The code is very simple:

char mqttServer[]     = "broker.hivemq.com"; 
char clientId[]       = "amebaClient"; 
char publishTopic[]   = " tasmota/sonoff-mylight/cmnd/Power1 "; 
char publishPayload[] = "hello world"; 
char subscribeTopic[] = "inTopic";  

This section sets up you mqtt broker and the in and out topics for you to subscribe and publish to.

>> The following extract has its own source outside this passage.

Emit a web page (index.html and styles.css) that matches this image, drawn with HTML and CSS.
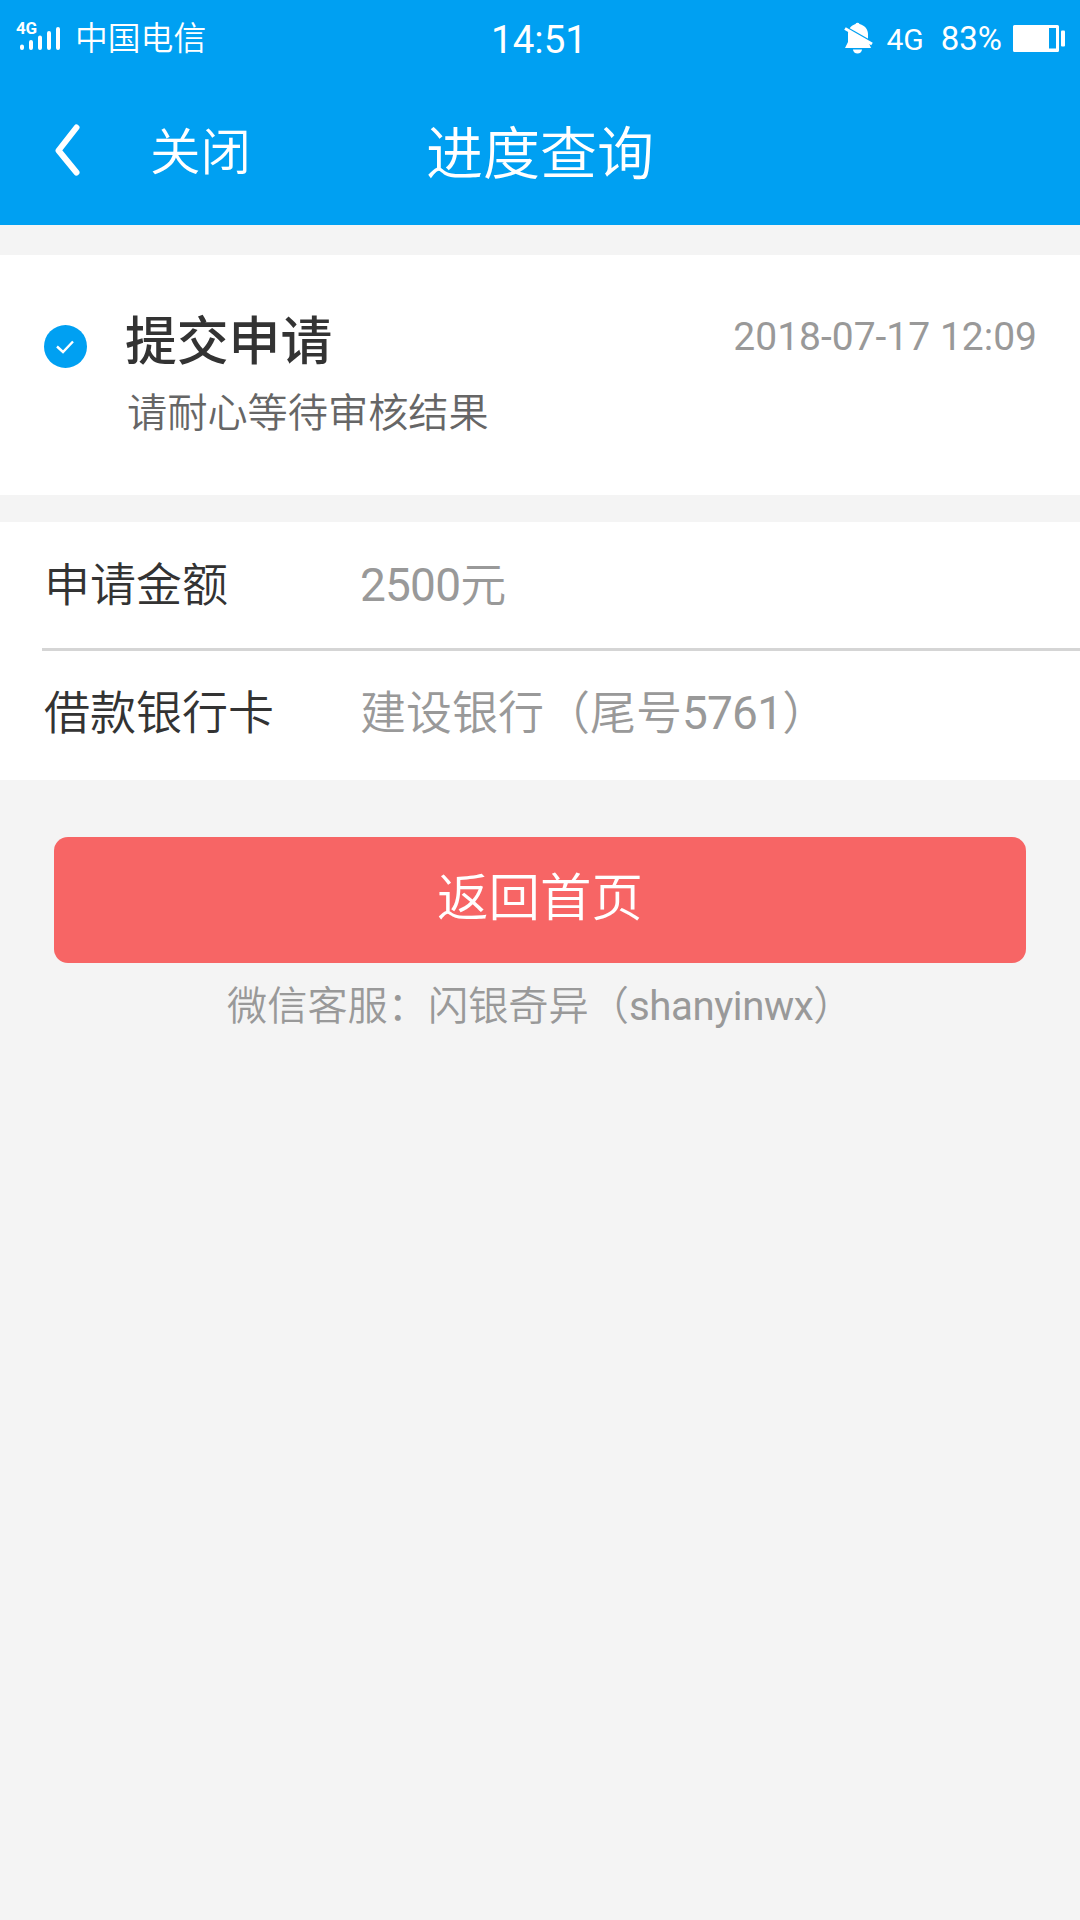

Here we are more concerned with the outTopic.

WiFiClient wifiClient; 
PubSubClient client(wifiClient); 

Here we create the wificlient and the PubSubClient that will help us communicate with the mqtt server

void callback(char* topic, byte* payload, unsigned int length) { }
void reconnect() { } 

These two function do the following:

1) callback() acts as the function that is called when the pubsubclient gets an incoming message

2) reconnect() tried to reconnect to the broker if the connection is lost due to some reason (power outage, WiFi router issues etc)

Serial.begin(9600);  
 //connect to the mqtt broken and set the connection callback 
 client.setServer(mqttServer, 1883); 
 client.setCallback(callback); 

Here we start the serial port with 9600 baud rate and also init the pubsubclient with connect to the given server along with registering the message callback function

The loop function is simple and whenever you press any of the button 1, you will have the pubsubclient object send a message to the outTopic with toggle as the payload.

Since the button control is like a normal Arduino code: wait for the button to pull the GPIO high and if the GPIO pin is digital high or a 1, execute some code. in our case send the toggle command to the sonoff switch

Click the upload button in the Arduino IDE and in a few seconds the firmware will be flashed to the dash button board and you can use the button labeled one to control the sonoff switch appliance connected to relay 1.

Fairly easy right guys. There are certain modifications you can do to connect to the Sonoff switch via HTTP or connect the dash button to OpenHab (a software to control your smart home) to extend the functionalities of the dashbutton board

We will cover that in a future project.